Show all lines holding "index".

>> Start Data provided

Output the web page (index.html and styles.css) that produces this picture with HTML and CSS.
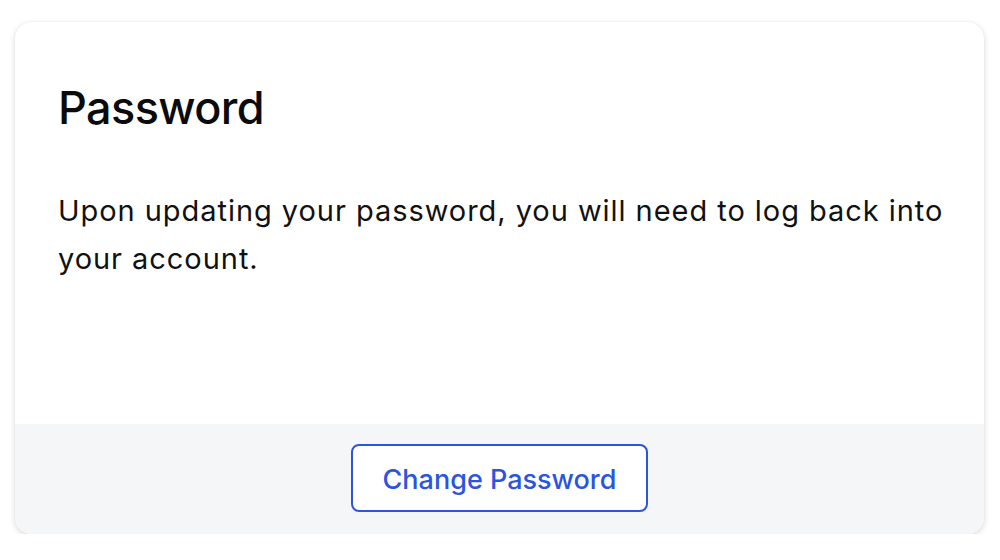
FILE: index.html
```html
<!DOCTYPE html>
<html>
<head>
<meta charset="utf-8">
<link rel="stylesheet" href="styles.css">
</head>
<body>
<div class="card">
  <div class="card-body">
    <h1 class="title">Password</h1>
    <p class="desc">Upon updating your password, you will need to log back into your account.</p>
  </div>
  <div class="card-footer">
    <button class="btn">Change Password</button>
  </div>
</div>
</body>
</html>
```
FILE: styles.css
```css
html, body {
  margin: 0;
  padding: 0;
  background: #ffffff;
}
body {
  padding: 22px 16px 0 15px;
  font-family: "Inter", "Lato", sans-serif;
}
.card {
  width: 969px;
  height: 512px;
  border-radius: 16px;
  background: #ffffff;
  box-shadow: 0 2px 6px rgba(0,0,0,0.14), 0 0 1px rgba(0,0,0,0.12);
  display: flex;
  flex-direction: column;
  overflow: hidden;
}
.card-body {
  flex: 1;
  padding: 61px 20px 0 43px;
}
.title {
  margin: 0;
  font-size: 45px;
  font-weight: 500;
  color: #0b0b0b;
  line-height: 50px;
  letter-spacing: -0.6px;
}
.desc {
  margin: 54px 0 0 0;
  font-size: 29px;
  line-height: 48px;
  color: #111111;
  letter-spacing: 0.95px;
  max-width: 900px;
}
.card-footer {
  height: 110px;
  background: #f5f6f8;
  display: flex;
  justify-content: center;
  padding-top: 20px;
  box-sizing: border-box;
}
.btn {
  width: 297px;
  height: 68px;
  border: 2px solid #2b55e0;
  border-radius: 8px;
  background: #ffffff;
  color: #2b55e0;
  font-family: "Inter", "Lato", sans-serif;
  font-size: 27px;
  font-weight: 500;
  padding: 2px 0 0 0;
  cursor: pointer;
}
```
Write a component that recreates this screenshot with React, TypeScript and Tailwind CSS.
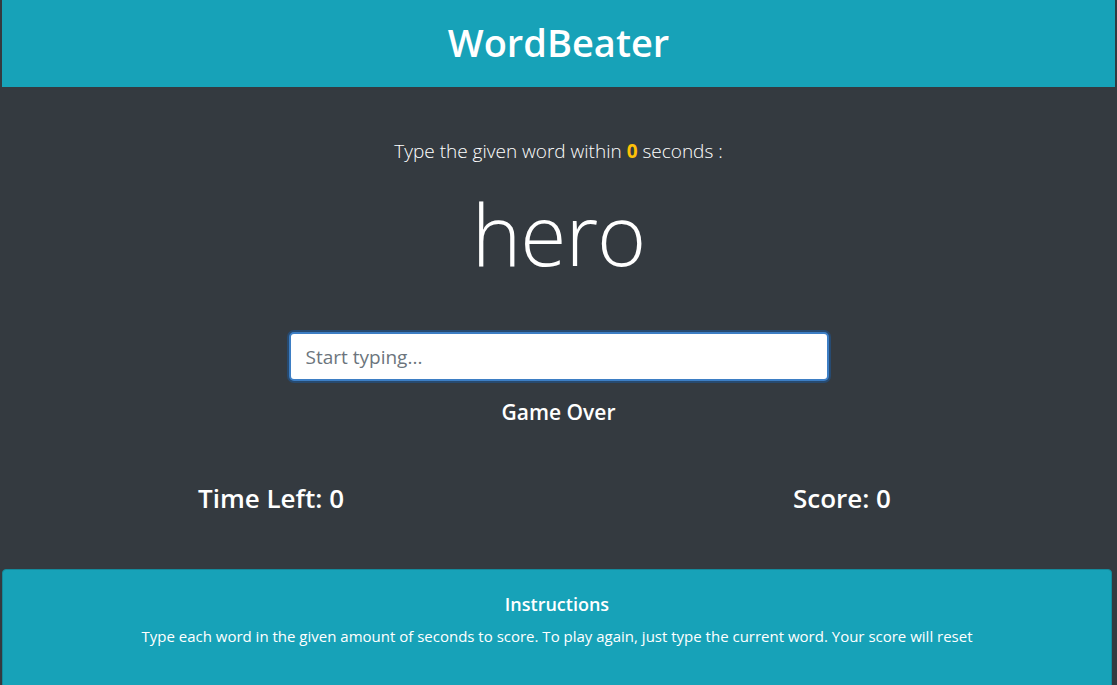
import React from "react";

export default function App() {
    return (
        <div className="min-h-[685px] bg-[#343a40] text-white font-['Open_Sans','Noto_Sans',sans-serif] overflow-hidden">
            <header className="mx-[2px] h-[87px] bg-[#17a2b8] flex items-center justify-center">
                <h1 className="text-[38px] font-semibold leading-none pb-[4px]">WordBeater</h1>
            </header>

            <main className="flex flex-col items-center">
                <p className="mt-[51px] text-[19px] font-light leading-[26px]">
                    Type the given word within <span className="font-bold text-[#ffc107]">0</span> seconds :
                </p>
                <h2 className="mt-[20px] text-[84px] font-light leading-[100px] tracking-[-1px]">hero</h2>
                <input
                    type="text"
                    placeholder="Start typing..."
                    className="mt-[48px] w-[540px] h-[49px] rounded-[5px] bg-white border-[2px] border-[#3d7ec4] px-[15px] text-[19px] text-[#495057] placeholder:text-[#6c757d] outline-none shadow-[0_0_0_2px_rgba(0,123,255,0.25)]"
                />
                <h4 className="mt-[18px] text-[21px] font-semibold leading-[26px]">Game Over</h4>
            </main>

            <div className="mt-[56px] flex justify-between pl-[198px] pr-[226px]">
                <h3 className="text-[26px] font-semibold leading-[34px]">Time Left: 0</h3>
                <h3 className="text-[26px] font-semibold leading-[34px]">Score: 0</h3>
            </div>

            <section className="mt-[54px] ml-[2px] mr-[5px] h-[130px] rounded-[4px] bg-[#17a2b8] border border-[#138a9c] flex flex-col items-center pt-[22px]">
                <h5 className="text-[18px] font-semibold leading-[24px]">Instructions</h5>
                <p className="mt-[10px] text-[15px] leading-[20px]">
                    Type each word in the given amount of seconds to score. To play again, just type the current word. Your score will reset
                </p>
            </section>
        </div>
    );
}
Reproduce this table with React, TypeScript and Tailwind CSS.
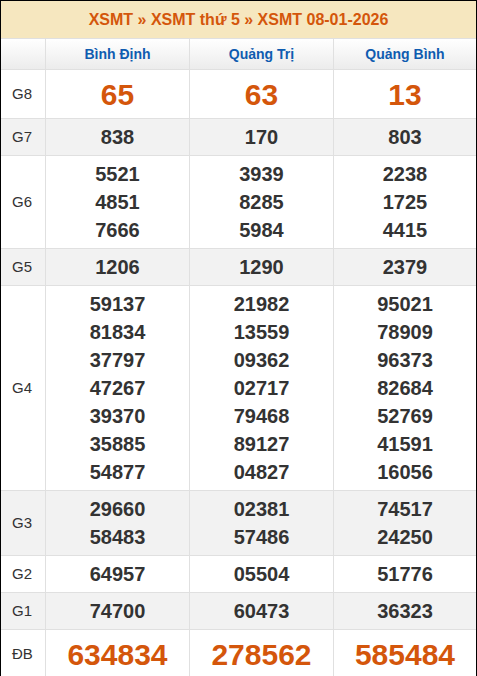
import React from 'react';

type Row = {
  label: string;
  values: string[][];
  big?: boolean;
  gray?: boolean;
};

const provinces = ['Bình Định', 'Quảng Trị', 'Quảng Bình'];

const rows: Row[] = [
  { label: 'G8', values: [['65'], ['63'], ['13']], big: true },
  { label: 'G7', values: [['838'], ['170'], ['803']], gray: true },
  {
    label: 'G6',
    values: [
      ['5521', '4851', '7666'],
      ['3939', '8285', '5984'],
      ['2238', '1725', '4415'],
    ],
  },
  { label: 'G5', values: [['1206'], ['1290'], ['2379']], gray: true },
  {
    label: 'G4',
    values: [
      ['59137', '81834', '37797', '47267', '39370', '35885', '54877'],
      ['21982', '13559', '09362', '02717', '79468', '89127', '04827'],
      ['95021', '78909', '96373', '82684', '52769', '41591', '16056'],
    ],
  },
  {
    label: 'G3',
    values: [
      ['29660', '58483'],
      ['02381', '57486'],
      ['74517', '24250'],
    ],
    gray: true,
  },
  { label: 'G2', values: [['64957'], ['05504'], ['51776']] },
  { label: 'G1', values: [['74700'], ['60473'], ['36323']], gray: true },
  { label: 'ĐB', values: [['634834'], ['278562'], ['585484']], big: true },
];

const App = () => {
  return (
    <div className="w-[477px] h-[676px] bg-white font-[family-name:Liberation_Sans,Arial,sans-serif]">
      <div className="border border-black">
        {/* Title */}
        <div className="h-[37px] bg-[#f6e7bf] flex items-center justify-center text-[16px] font-bold text-[#d4560b]">
          XSMT » XSMT thứ 5 » XSMT 08-01-2026
        </div>

        {/* Province headers */}
        <div className="grid grid-cols-[45px_144px_144px_1fr] h-[31px] bg-gradient-to-b from-white to-[#ececec] border-t border-[#e0e0e0]">
          <div className="border-r border-[#e0e0e0]" />
          {provinces.map((p, i) => (
            <div
              key={p}
              className={`flex items-center justify-center text-[14px] font-bold text-[#0f5cb0] ${
                i < 2 ? 'border-r border-[#e0e0e0]' : ''
              }`}
            >
              {p}
            </div>
          ))}
        </div>

        {/* Prize rows */}
        {rows.map((row) => (
          <div
            key={row.label}
            className={`grid grid-cols-[45px_144px_144px_1fr] border-t border-[#e0e0e0] ${
              row.gray ? 'bg-[#f2f2f2]' : 'bg-white'
            }`}
          >
            <div className="flex items-center pl-[11px] text-[15px] text-[#333] border-r border-[#e0e0e0]">
              {row.label}
            </div>
            {row.values.map((col, i) => (
              <div
                key={i}
                className={`flex flex-col items-center justify-center ${
                  row.big ? 'h-[48px] pt-[2px]' : 'py-[4px]'
                } ${row.label === 'ĐB' ? 'h-[43px]' : ''} ${i < 2 ? 'border-r border-[#e0e0e0]' : ''}`}
              >
                {col.map((v) => (
                  <span
                    key={v}
                    className={
                      row.big
                        ? 'text-[30px] leading-[36px] font-bold text-[#d4560b]'
                        : 'text-[20px] leading-[28px] font-bold text-[#333]'
                    }
                  >
                    {v}
                  </span>
                ))}
              </div>
            ))}
          </div>
        ))}
      </div>
    </div>
  );
};

export default App;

>> End Data provided

§ **The reply**
Output the web page (index.html and styles.css) that produces this picture with HTML and CSS.
FILE: index.html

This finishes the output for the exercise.